Conditional measure with respect to a sigma-algebra generated by the level sets of a function has full measure on its level set.

Let $(X,\mathscr{B},\mu,T)$ be a measure-preserving system, where $X$ is a compact metric space, $\mathscr{B}$ its Borel $\sigma$-algebra, $\mu$ a Borel probability measure and $T$ continuous. Let $f:X \to Y$ be a measurable map where $Y$ is another compact metric space.

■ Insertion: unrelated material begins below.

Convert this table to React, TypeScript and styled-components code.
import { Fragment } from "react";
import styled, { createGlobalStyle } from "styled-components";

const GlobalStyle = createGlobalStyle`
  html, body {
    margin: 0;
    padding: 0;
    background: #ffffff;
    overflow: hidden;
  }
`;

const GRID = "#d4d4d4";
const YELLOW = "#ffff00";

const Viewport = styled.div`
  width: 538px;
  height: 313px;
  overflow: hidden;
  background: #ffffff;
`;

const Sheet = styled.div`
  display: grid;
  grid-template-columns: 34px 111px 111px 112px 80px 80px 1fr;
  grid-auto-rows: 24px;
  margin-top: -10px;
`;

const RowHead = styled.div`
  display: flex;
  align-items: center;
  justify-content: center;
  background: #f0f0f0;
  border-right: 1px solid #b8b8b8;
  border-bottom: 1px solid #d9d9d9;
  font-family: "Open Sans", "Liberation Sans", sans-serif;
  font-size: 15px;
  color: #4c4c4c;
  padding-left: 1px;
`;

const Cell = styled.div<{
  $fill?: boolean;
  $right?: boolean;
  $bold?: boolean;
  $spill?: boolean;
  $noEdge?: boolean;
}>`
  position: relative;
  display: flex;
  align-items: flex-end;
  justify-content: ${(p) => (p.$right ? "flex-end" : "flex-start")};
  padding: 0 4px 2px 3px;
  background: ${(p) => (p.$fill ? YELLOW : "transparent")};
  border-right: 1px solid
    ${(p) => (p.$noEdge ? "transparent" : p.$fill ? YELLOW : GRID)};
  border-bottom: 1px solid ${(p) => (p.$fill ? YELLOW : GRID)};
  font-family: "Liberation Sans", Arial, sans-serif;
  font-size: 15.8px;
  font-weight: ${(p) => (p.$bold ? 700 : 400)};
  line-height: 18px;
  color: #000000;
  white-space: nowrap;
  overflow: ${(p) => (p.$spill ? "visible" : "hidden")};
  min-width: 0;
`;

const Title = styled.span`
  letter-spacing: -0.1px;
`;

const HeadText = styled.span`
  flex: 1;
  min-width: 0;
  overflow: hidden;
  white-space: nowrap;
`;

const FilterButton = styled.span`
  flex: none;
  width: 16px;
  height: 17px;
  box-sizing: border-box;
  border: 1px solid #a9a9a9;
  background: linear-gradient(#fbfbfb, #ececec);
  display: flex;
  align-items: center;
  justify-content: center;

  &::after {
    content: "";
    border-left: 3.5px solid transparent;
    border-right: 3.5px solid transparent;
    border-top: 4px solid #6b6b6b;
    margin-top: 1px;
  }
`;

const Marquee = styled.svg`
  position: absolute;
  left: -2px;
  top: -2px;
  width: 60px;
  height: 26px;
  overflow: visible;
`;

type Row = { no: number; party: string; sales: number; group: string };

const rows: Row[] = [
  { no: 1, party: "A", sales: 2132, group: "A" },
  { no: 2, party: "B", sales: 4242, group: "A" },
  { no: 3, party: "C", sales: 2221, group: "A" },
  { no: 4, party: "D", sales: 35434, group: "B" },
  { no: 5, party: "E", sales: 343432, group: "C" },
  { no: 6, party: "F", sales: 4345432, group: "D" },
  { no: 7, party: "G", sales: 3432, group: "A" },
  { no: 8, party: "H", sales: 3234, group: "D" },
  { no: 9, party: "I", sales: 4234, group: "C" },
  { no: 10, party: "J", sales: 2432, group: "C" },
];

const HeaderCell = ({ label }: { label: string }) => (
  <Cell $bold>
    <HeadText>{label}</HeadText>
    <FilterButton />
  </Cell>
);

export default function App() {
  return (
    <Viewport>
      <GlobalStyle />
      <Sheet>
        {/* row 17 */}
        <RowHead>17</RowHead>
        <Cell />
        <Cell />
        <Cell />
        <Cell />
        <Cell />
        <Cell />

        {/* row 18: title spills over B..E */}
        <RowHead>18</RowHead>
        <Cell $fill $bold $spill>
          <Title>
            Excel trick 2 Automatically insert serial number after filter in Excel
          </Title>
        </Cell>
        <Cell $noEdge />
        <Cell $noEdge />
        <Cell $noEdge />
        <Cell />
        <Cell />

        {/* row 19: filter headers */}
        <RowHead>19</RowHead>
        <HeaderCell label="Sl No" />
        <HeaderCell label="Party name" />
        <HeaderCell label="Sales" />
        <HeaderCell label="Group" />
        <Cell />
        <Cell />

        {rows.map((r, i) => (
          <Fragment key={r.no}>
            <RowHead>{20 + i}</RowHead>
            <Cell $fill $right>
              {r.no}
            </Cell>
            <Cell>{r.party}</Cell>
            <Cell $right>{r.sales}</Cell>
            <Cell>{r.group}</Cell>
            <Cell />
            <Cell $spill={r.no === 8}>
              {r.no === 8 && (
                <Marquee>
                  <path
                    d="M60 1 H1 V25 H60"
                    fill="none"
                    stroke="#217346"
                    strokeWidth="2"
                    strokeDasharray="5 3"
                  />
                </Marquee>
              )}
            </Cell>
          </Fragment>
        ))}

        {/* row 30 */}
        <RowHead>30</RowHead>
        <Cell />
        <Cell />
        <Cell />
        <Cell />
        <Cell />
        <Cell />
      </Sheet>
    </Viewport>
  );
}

Let $\mathscr{A}$ be the $\sigma$-algebra generated by the level sets of $f$. Denote by $\mu_x^\mathscr{A}$ the conditional measure of $\mu$ at $x$ with respect to $\mathscr{A}$.
Is there any reason why for $\mu$-almost every $x$, $\mu_x^\mathscr{A}(f^{-1}(x))=1$? If the $\sigma$-algebra $\mathscr{A}$ is countably generated, then this would be true, as the atom of $x$ (the smallest element of $\mathscr{A}$ containing $x$) is contained in $f^{-1}(x)$ and $\mu_x^\mathscr{A}([x]_\mathscr{A})=1$, where $[x]_\mathscr{A}$ is the atom of $x$. But is this still true if $\mathscr{A}$ is not countably generated? Or is there a argument why the $\sigma$-algebra $\mathscr{A}$ is always countably generated?
In my case the function $f$ has the following additional property: If the ergodic component of $\mu$ in $x$ is the same as the ergodic component in $y$ then $f(x)=f(y)$, i.e. the function $f$ depends only on the ergodic components. By this we get that the conditional measure are invariant under $T$, but I don't think (or I just don't see) how this property can be helpful to solve the above question.